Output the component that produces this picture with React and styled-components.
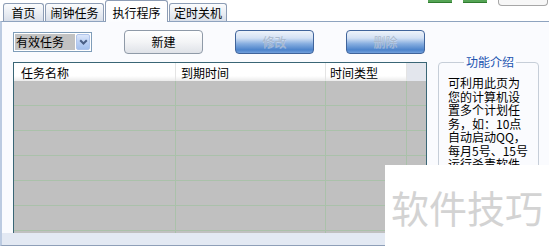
import React from 'react';
import styled, { createGlobalStyle, css } from 'styled-components';

const GlobalStyle = createGlobalStyle`
  html, body {
    margin: 0;
    padding: 0;
    background: #fff;
  }
  body {
    font-family: "Noto Sans CJK SC", "Noto Sans", sans-serif;
    font-size: 12px;
    color: #000;
  }
`;

const Window = styled.div`
  position: relative;
  width: 550px;
  height: 247px;
  overflow: hidden;
  display: flex;
  flex-direction: column;
  background: #fff;
`;

const TabStrip = styled.div`
  height: 21px;
  display: flex;
  align-items: flex-end;
  gap: 1px;
  padding-left: 3px;
`;

const Tab = styled.div`
  position: relative;
  box-sizing: border-box;
  width: ${p => p.$w}px;
  height: ${p => (p.$active ? 22 : 18)}px;
  margin-bottom: ${p => (p.$active ? -1 : 0)}px;
  z-index: ${p => (p.$active ? 2 : 0)};
  padding-top: ${p => (p.$active ? 2 : 0)}px;
  border: 1px solid #8d9db5;
  border-bottom: none;
  border-radius: 3px 3px 0 0;
  background: ${p =>
    p.$active
      ? 'linear-gradient(#ffffff, #fbfcfe)'
      : 'linear-gradient(#fbfcfd, #e9edf3 55%, #d9dfe9)'};
  display: flex;
  align-items: center;
  justify-content: center;
  line-height: 14px;
  white-space: nowrap;
`;

const TopDecor = styled.div`
  margin-left: auto;
  align-self: flex-start;
  display: flex;
  gap: 11px;
  padding-right: 2px;
`;

const GreenStub = styled.div`
  width: 24px;
  height: 2px;
  background: #55a455;
  border-bottom: 1px solid #2f7b2f;
`;

const GreyStub = styled.div`
  box-sizing: border-box;
  width: 50px;
  height: 6px;
  border: 1px solid #a7a7a7;
  border-top: none;
  border-radius: 0 0 4px 4px;
  background: #f7f7f7;
`;

const Panel = styled.div`
  box-sizing: border-box;
  height: 225px;
  margin-right: 1px;
  border-top: 1px solid #8ea3bf;
  border-left: 2px solid #bccbe1;
  border-bottom: 1px solid #8e9fb8;
  background: #fafbfe;
  display: flex;
  flex-direction: column;
`;

const Content = styled.div`
  flex: 1;
  display: flex;
  flex-direction: column;
  gap: 8px;
  padding: 8px 0 0 11px;
`;

const Footer = styled.div`
  height: 12px;
  background: #e3e9f3;
`;

const Toolbar = styled.div`
  height: 24px;
  display: flex;
  align-items: center;
  gap: 32px;
`;

const Combo = styled.div`
  box-sizing: border-box;
  width: 79px;
  height: 20px;
  padding: 1px;
  border: 1px solid #7f9db9;
  background: #fff;
  display: flex;
  gap: 1px;
`;

const ComboValue = styled.div`
  flex: 1;
  padding-left: 1px;
  background: #c2c2c2;
  line-height: 16px;
  white-space: nowrap;
`;

const ComboArrow = styled.div`
  box-sizing: border-box;
  width: 14px;
  border: 1px solid #b0c5ec;
  border-radius: 2px;
  background: linear-gradient(#dce7fb, #bcd1f4 50%, #a4c0ee);
  display: flex;
  align-items: center;
  justify-content: center;
`;

const Button = styled.button`
  box-sizing: border-box;
  width: 79px;
  height: 24px;
  padding: 0;
  border-radius: 4px;
  font-family: inherit;
  font-size: 12px;
  line-height: 14px;
  cursor: default;
  ${p =>
    p.$blue
      ? css`
          border: 1px solid #40649b;
          color: #a9b8cc;
          background: linear-gradient(#eef3fa 0%, #d3e1f4 32%, #87aee0 58%, #4c83cb 86%, #72a0dc 100%);
          text-shadow: 0 1px 0 rgba(255, 255, 255, 0.35);
        `
      : css`
          border: 1px solid #8f9aa8;
          color: #000;
          background: linear-gradient(#ffffff, #f3f4f6 50%, #dfe2e8);
        `}
`;

const MainRow = styled.div`
  height: 171px;
  display: flex;
  align-items: flex-start;
  gap: 11px;
`;

const Grid = styled.div`
  box-sizing: border-box;
  width: 414px;
  height: 171px;
  border: 1px solid #3a6676;
  border-bottom: none;
  background: #c0c0c0;
  overflow: hidden;
`;

const columns = '162px 150px 81px 1fr';

const HeaderRow = styled.div`
  display: grid;
  grid-template-columns: ${columns};
  height: 18px;
  background: linear-gradient(#ffffff 0%, #ffffff 72%, #ebebeb 100%);
`;

const HeaderCell = styled.div`
  box-sizing: border-box;
  padding: 1px 0 0 ${p => p.$pad}px;
  border-right: ${p => (p.$filler ? 'none' : '1px solid #e4e4e4')};
  background: ${p => (p.$filler ? '#e3e6ed' : 'transparent')};
  line-height: 17px;
  white-space: nowrap;
`;

const BodyRow = styled.div`
  box-sizing: border-box;
  display: grid;
  grid-template-columns: ${columns};
  height: 25px;
  border-bottom: 1px solid #aac1aa;
`;

const BodyCell = styled.div`
  border-right: ${p => (p.$last ? 'none' : '1px solid #aac1aa')};
`;

const GroupBox = styled.fieldset`
  box-sizing: border-box;
  width: 101px;
  height: 178px;
  min-width: 0;
  margin: -7px 0 0;
  padding: 7px 6px 0 9px;
  border: 1px solid #c6ced8;
  border-radius: 4px;
`;

const GroupTitle = styled.legend`
  margin: 0 auto;
  padding: 0 2px;
  color: #2153b0;
  font-size: 12px;
  line-height: 14px;
`;

const GroupText = styled.p`
  width: 82px;
  margin: 0;
  line-height: 13.5px;
`;

const Watermark = styled.div`
  position: absolute;
  right: 0;
  bottom: 0;
  box-sizing: border-box;
  width: 165px;
  height: 82px;
  padding: 2px 0 0 6px;
  background: #fff;
  color: #d3d3d3;
  font-size: 38px;
  line-height: 1;
  display: flex;
  align-items: center;
  white-space: nowrap;
`;

const tabs = [
  { label: '首页', w: 41 },
  { label: '闹钟任务', w: 59 },
  { label: '执行程序', w: 63, active: true },
  { label: '定时关机', w: 58 },
];

const headers = [
  { label: '任务名称', pad: 7 },
  { label: '到期时间', pad: 5 },
  { label: '时间类型', pad: 4 },
];

export default function App() {
  return (
    <>
      <GlobalStyle />
      <Window>
        <TabStrip>
          {tabs.map(t => (
            <Tab key={t.label} $w={t.w} $active={t.active}>
              {t.label}
            </Tab>
          ))}
          <TopDecor>
            <GreenStub />
            <GreenStub />
            <GreyStub />
          </TopDecor>
        </TabStrip>

        <Panel>
          <Content>
            <Toolbar>
              <Combo>
                <ComboValue>有效任务</ComboValue>
                <ComboArrow>
                  <svg width="9" height="6" viewBox="0 0 9 6">
                    <path d="M1.2 1.2 L4.5 4.5 L7.8 1.2" fill="none" stroke="#4a5f86" strokeWidth="2" />
                  </svg>
                </ComboArrow>
              </Combo>
              <Button>新建</Button>
              <Button $blue>修改</Button>
              <Button $blue>删除</Button>
            </Toolbar>

            <MainRow>
              <Grid>
                <HeaderRow>
                  {headers.map(h => (
                    <HeaderCell key={h.label} $pad={h.pad}>
                      {h.label}
                    </HeaderCell>
                  ))}
                  <HeaderCell $filler />
                </HeaderRow>
                {Array.from({ length: 7 }).map((_, i) => (
                  <BodyRow key={i}>
                    <BodyCell />
                    <BodyCell />
                    <BodyCell />
                    <BodyCell $last />
                  </BodyRow>
                ))}
              </Grid>

              <GroupBox>
                <GroupTitle>功能介绍</GroupTitle>
                <GroupText>
                  可利用此页为您的计算机设置多个计划任务，如：10点自动启动QQ，每月5号、15号运行杀毒软件等。
                </GroupText>
              </GroupBox>
            </MainRow>
          </Content>
          <Footer />
        </Panel>

        <Watermark>软件技巧</Watermark>
      </Window>
    </>
  );
}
.....
→ Exercise
Using the listing, collect all lines in which the string "React" is found.

→ Output for this task
Output the component that produces this picture with React and styled-components.
import React from 'react';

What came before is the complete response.